The trend in the cement industry hasn’t changed much. High capacity utilization—above 90 percent— persists on account of rising local demand for cement, despite slowly declining exports. According to the industry’s association, cement sales in 8MFY18 grew by 14 percent year on year and by 10 percent in February year on year. No doubt, there is no rebound in exports as some were predicting. Month after month, exports to Afghanistan are declining while India or other destinations via sea are not offering any reprieve either.
Public development projects are likely to pick up pace as we move out of the winter season. As a result, overall local cement dispatches in 8MFY18 grew by 19 percent. Exports’ share in total dispatches has also dropped to 10 percent during the period against 13 percent and 16 percent the preceding years.
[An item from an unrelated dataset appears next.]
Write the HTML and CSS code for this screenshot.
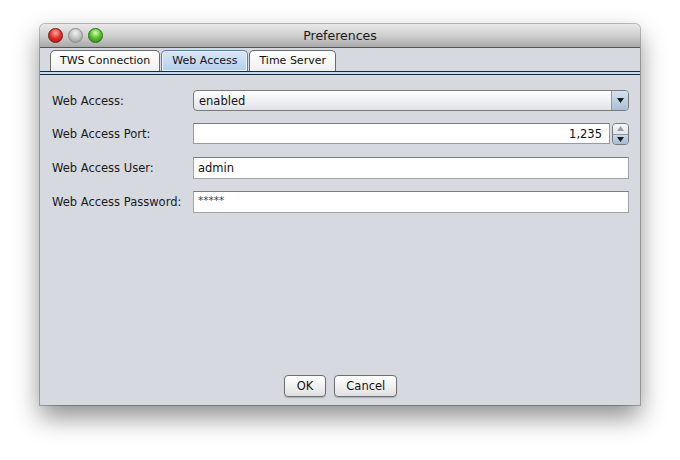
FILE: index.html
```html
<!DOCTYPE html>
<html>
<head>
<meta charset="utf-8">
<link rel="stylesheet" href="styles.css">
</head>
<body>
<div class="window">
  <div class="titlebar">
    <div class="lights">
      <span class="light red"></span>
      <span class="light gray"></span>
      <span class="light green"></span>
    </div>
    <div class="title">Preferences</div>
  </div>
  <div class="tabs">
    <div class="tab">TWS Connection</div>
    <div class="tab active">Web Access</div>
    <div class="tab">Time Server</div>
  </div>
  <div class="tabline"></div>
  <div class="content">
    <div class="form">
      <div class="label">Web Access:</div>
      <div class="combo">
        <span class="combo-text">enabled</span>
        <span class="combo-btn"><svg width="7" height="5" viewBox="0 0 7 5"><path d="M0 0H7L3.5 5Z" fill="#1a1a1a"/></svg></span>
      </div>
      <div class="label">Web Access Port:</div>
      <div class="spinner">
        <span class="spin-field">1,235</span>
        <span class="spin-btns">
          <span class="spin-up"><svg width="7" height="5" viewBox="0 0 7 5"><path d="M0 5H7L3.5 0Z" fill="#9aa0a8"/></svg></span>
          <span class="spin-down"><svg width="7" height="5" viewBox="0 0 7 5"><path d="M0 0H7L3.5 5Z" fill="#1a1a1a"/></svg></span>
        </span>
      </div>
      <div class="label">Web Access User:</div>
      <div class="field">admin</div>
      <div class="label">Web Access Password:</div>
      <div class="field pw">*****</div>
    </div>
    <div class="buttons">
      <div class="btn ok">OK</div>
      <div class="btn">Cancel</div>
    </div>
  </div>
</div>
</body>
</html>
```

FILE: styles.css
```css
html, body {
  margin: 0;
  padding: 0;
  background: #ffffff;
  width: 680px;
  height: 460px;
  overflow: hidden;
  font-family: "DejaVu Sans", "Liberation Sans", sans-serif;
  font-size: 11.5px;
  color: #111;
}
.window {
  margin: 24px 0 0 40px;
  width: 600px;
  height: 381px;
  background: #d6d9e0;
  border-radius: 5px 5px 0 0;
  box-shadow: 0 12px 26px rgba(0,0,0,0.45), 0 0 0 1px rgba(0,0,0,0.25);
  display: flex;
  flex-direction: column;
  box-sizing: border-box;
}
.titlebar {
  height: 24px;
  box-sizing: border-box;
  border-radius: 5px 5px 0 0;
  background: linear-gradient(#e9e9e9, #cfcfcf 50%, #a9a9a9);
  border-bottom: 1px solid #555;
  display: flex;
  align-items: center;
  position: relative;
  flex: none;
}
.lights {
  display: flex;
  gap: 5px;
  margin-left: 8px;
}
.light {
  width: 15px;
  height: 15px;
  border-radius: 50%;
  box-sizing: border-box;
}
.red {
  background: radial-gradient(circle at 50% 30%, #ffb0a8 0, #e8342a 45%, #9c0d08 100%);
  border: 1px solid #7a1a16;
}
.gray {
  background: radial-gradient(circle at 50% 30%, #f2f2f2 0, #c2c2c2 50%, #8e8e8e 100%);
  border: 1px solid #8a8a8a;
}
.green {
  background: radial-gradient(circle at 50% 30%, #d6ffb0 0, #5cc433 45%, #2a7a12 100%);
  border: 1px solid #2f6a1c;
}
.title {
  position: absolute;
  left: 0;
  right: 0;
  top: 4px;
  text-align: center;
  font-size: 12.5px;
  color: #1a1a1a;
}
.tabs {
  display: flex;
  padding: 2px 0 0 10px;
  height: 21px;
  flex: none;
}
.tab {
  height: 21px;
  box-sizing: border-box;
  padding: 3px 9px 0 9px;
  border: 1px solid #6c6c6c;
  border-bottom: none;
  border-radius: 5px 5px 0 0;
  background: linear-gradient(#ffffff, #f0f0f0);
  margin-right: 1px;
  font-size: 11px;
  white-space: nowrap;
}
.tab.active {
  background: linear-gradient(#d9e8f7, #b3cfec);
  border-color: #5b7fa8;
  box-shadow: inset 0 0 0 1px #e9f2fb;
  padding: 3px 10px 0 10px;
}
.tabline {
  height: 4px;
  box-sizing: border-box;
  border-top: 1px solid #1d2a3a;
  border-bottom: 1px solid #1d2a3a;
  background: #c4dcf3;
  flex: none;
}
.content {
  flex: 1;
  display: flex;
  flex-direction: column;
  padding: 15px 11px 8px 12px;
}
.form {
  display: grid;
  grid-template-columns: 141px 1fr;
  row-gap: 12px;
  align-items: center;
}
.label {
  color: #1a1a1a;
}
.combo {
  height: 21px;
  box-sizing: border-box;
  border: 1px solid #7a7a7a;
  border-radius: 4px;
  background: linear-gradient(#ffffff, #eceef1 60%, #dfe2e6);
  display: flex;
  align-items: center;
  justify-content: space-between;
  overflow: hidden;
}
.combo-text {
  padding-left: 5px;
}
.combo-btn {
  width: 16px;
  height: 100%;
  border-left: 1px solid #8a9aaa;
  background: linear-gradient(#d4e2ef, #a9bfd4);
  display: flex;
  align-items: center;
  justify-content: center;
}
.spinner {
  height: 22px;
  display: flex;
}
.spin-field {
  flex: 1;
  box-sizing: border-box;
  border: 1px solid #9a9a9a;
  border-top-color: #7c7c7c;
  background: #fff;
  text-align: right;
  padding: 3px 7px 0 0;
  margin-right: 2px;
  height: 21px;
}
.spin-btns {
  width: 17px;
  height: 22px;
  box-sizing: border-box;
  border: 1px solid #7a7a7a;
  border-radius: 4px;
  overflow: hidden;
  display: flex;
  flex-direction: column;
}
.spin-up {
  flex: 1;
  background: linear-gradient(#f6f6f6, #e2e4e7);
  display: flex;
  align-items: center;
  justify-content: center;
  border-bottom: 1px solid #8a9aaa;
}
.spin-down {
  flex: 1;
  background: linear-gradient(#c9d9ea, #a4bbd2);
  display: flex;
  align-items: center;
  justify-content: center;
}
.field {
  height: 22px;
  box-sizing: border-box;
  border: 1px solid #a4a4a4;
  border-top-color: #7e7e7e;
  background: #fff;
  padding: 3px 0 0 4px;
}
.field.pw {
  font-size: 10.5px;
  padding-top: 2px;
  color: #444;
}
.buttons {
  margin-top: auto;
  display: flex;
  justify-content: center;
  gap: 8px;
}
.btn {
  height: 22px;
  box-sizing: border-box;
  border: 1px solid #6e6e6e;
  border-radius: 4px;
  background: linear-gradient(#ffffff, #f1f1f1 50%, #e0e0e0);
  padding: 3px 11px 0;
  box-shadow: 0 1px 1px rgba(0,0,0,0.2);
}
.btn.ok {
  padding: 3px 12px 0;
}
```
Those expecting a revival in Afghanistan may have to wait long, and even then, Pakistan may not find a greater market access there. The country has become a sweet spot for Iranian cement that is cheap and comes through the border at very low transportation costs.
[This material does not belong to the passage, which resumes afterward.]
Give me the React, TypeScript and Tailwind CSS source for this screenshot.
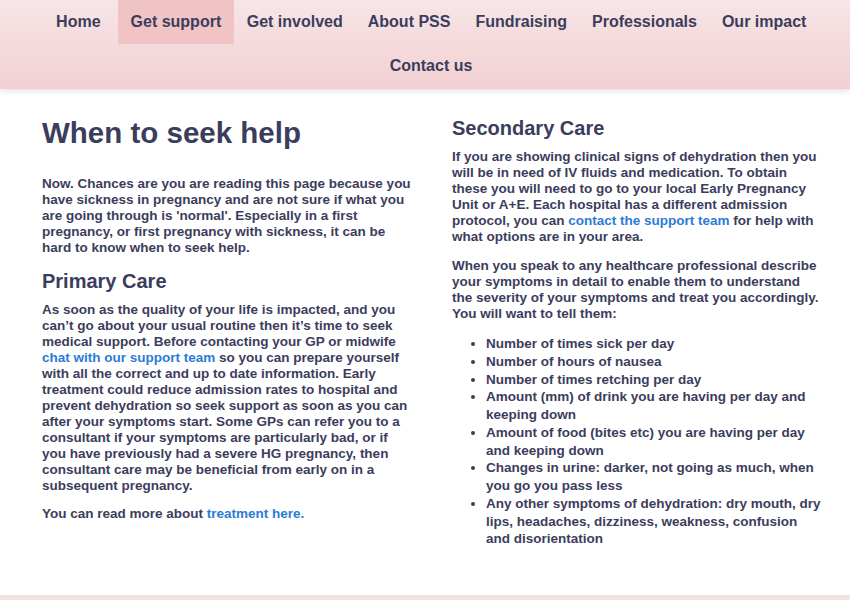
const navItems = [
  "Home",
  "Get support",
  "Get involved",
  "About PSS",
  "Fundraising",
  "Professionals",
  "Our impact",
  "Contact us",
];

const symptoms = [
  "Number of times sick per day",
  "Number of hours of nausea",
  "Number of times retching per day",
  "Amount (mm) of drink you are having per day and keeping down",
  "Amount of food (bites etc) you are having per day and keeping down",
  "Changes in urine: darker, not going as much, when you go you pass less",
  "Any other symptoms of dehydration: dry mouth, dry lips, headaches, dizziness, weakness, confusion and disorientation",
];

function Link({ children }: { children: React.ReactNode }) {
  return <a href="#" className="text-[#2c7bd5]">{children}</a>;
}

export default function App() {
  return (
    <div className="bg-white text-[#3b3d5c] font-['Liberation_Sans',Arial,sans-serif] font-bold">
      {/* Header / nav */}
      <header className="h-[89px] bg-gradient-to-b from-[#f7e5e7] to-[#f2d0d2] shadow-[0_2px_6px_rgba(0,0,0,0.12)] relative z-10">
        <nav className="flex flex-wrap justify-center pl-[12px] text-[16px]">
          {navItems.map((item) => (
            <a
              key={item}
              href="#"
              className={
                item === "Get support"
                  ? "h-[44px] flex items-center px-[13px] bg-[#f0c4c5]"
                  : item === "Home"
                  ? "h-[44px] flex items-center px-[13px] mr-[4px]"
                  : "h-[44px] flex items-center px-[12.5px]"
              }
            >
              {item}
            </a>
          ))}
        </nav>
      </header>

      {/* Content */}
      <main className="grid grid-cols-[369px_369px] gap-x-[41px] pl-[42px] pt-[27px] pb-[47px] text-[13.5px] leading-[16px]">
        <section>
          <h1 className="text-[29.5px] leading-[34px]">When to seek help</h1>
          <p className="mt-[26px]">
            Now. Chances are you are reading this page because you have sickness in pregnancy and are not sure if
            what you are going through is 'normal'. Especially in a first pregnancy, or first pregnancy with
            sickness, it can be hard to know when to seek help.
          </p>
          <h2 className="mt-[13px] text-[20px] leading-[24px]">Primary Care</h2>
          <p className="mt-[9px]">
            As soon as the quality of your life is impacted, and you can’t go about your usual routine then it’s
            time to seek medical support. Before contacting your GP or midwife{" "}
            <Link>chat with our support team</Link> so you can prepare yourself with all the correct and up to date
            information. Early treatment could reduce admission rates to hospital and prevent dehydration so seek
            support as soon as you can after your symptoms start. Some GPs can refer you to a consultant if your
            symptoms are particularly bad, or if you have previously had a severe HG pregnancy, then consultant care
            may be beneficial from early on in a subsequent pregnancy.
          </p>
          <p className="mt-[12px]">
            You can read more about <Link>treatment here.</Link>
          </p>
        </section>

        <section>
          <h2 className="text-[20px] leading-[24px]">Secondary Care</h2>
          <p className="mt-[9px]">
            If you are showing clinical signs of dehydration then you will be in need of IV fluids and medication. To
            obtain these you will need to go to your local Early Pregnancy Unit or A+E. Each hospital has a different
            admission protocol, you can <Link>contact the support team</Link> for help with what options are in your
            area.
          </p>
          <p className="mt-[13px]">
            When you speak to any healthcare professional describe your symptoms in detail to enable them to
            understand the severity of your symptoms and treat you accordingly. You will want to tell them:
          </p>
          <ul className="mt-[13px] list-disc pl-[34px] leading-[17.75px]">
            {symptoms.map((s) => (
              <li key={s}>{s}</li>
            ))}
          </ul>
        </section>
      </main>

      <footer className="h-[6px] bg-[#f3e4e4]" />
    </div>
  );
}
Pakistani cement cannot compete with Iranian product whether in Afghanistan or anywhere else. Iran has double of Pakistan’s current production capacity in cement with an inability to absorb all of it domestically. The country resorts to dumping the commodity to nearby countries while cement is also smuggled through the porous borders at dirt cheap prices. Other Central Asian players are also entering the Afghan market. Together with Iran, this has seized a chunk of market share that belonged to Pakistani cement.
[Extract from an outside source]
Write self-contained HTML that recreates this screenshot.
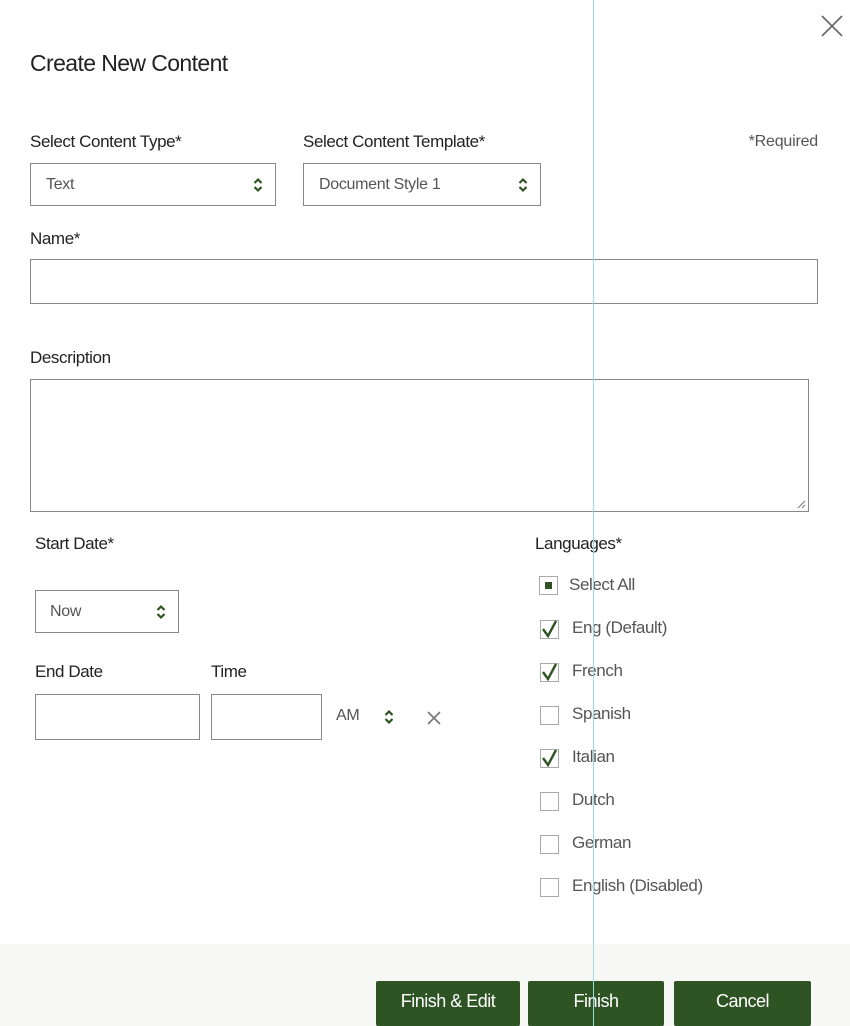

Certain markets in India were importing cement from Pakistan because they were further away from where cement industries were located and Pakistani cement manufacturers took a price cut to compete with the higher-priced cement. However, with the Indian cement industry expanding, Indian cement prices have also moved south, becoming more affordable for these markets. Evidently, India will always be a slow and small market for Pakistan (More on exports: “Cement exports and geostrategic failures”, Nov 21, 2017).
While abroad Pakistani cement is in a fix, locally it is flourishing. Greater cement needs domestically month after month also allowed the industry in the north to raise prices in February by Rs10 per 50kg bag. The industry intends on bringing subsequent hike to consumer prices, simply because it can.
Retention prices in the north had fallen after Cherat came with its expansion. Companies were also giving discounts to clear extra volume. But capacity utilization in recent months since has reached closer to 100 percent and the expectation is that local demand will continue to soar. With coal prices climbing for quite some time, the sector’s decision to raise prices was not a surprise. It will help improve the falling margins.
Meanwhile, after the latest apex court decision, all expansions in the north have been temporarily halted. (Read: Cement in Chains, Jan 23, 2018). While it has left DG Khan, Pioneer and Mapleleaf Cement in a bit of quagmire, it has ensured that the industry might not reach overcapacity just yet. This allows the sector to raise prices with fear of losing market. Having said that, capacity utilization reached 91 percent in 8MFY18 so if local demand continues to go up unabated, cement manufacturers will inevitably adjust their sales mix, diverting cement from exports to local markets. This all things considered, isn’t the worst case scenario.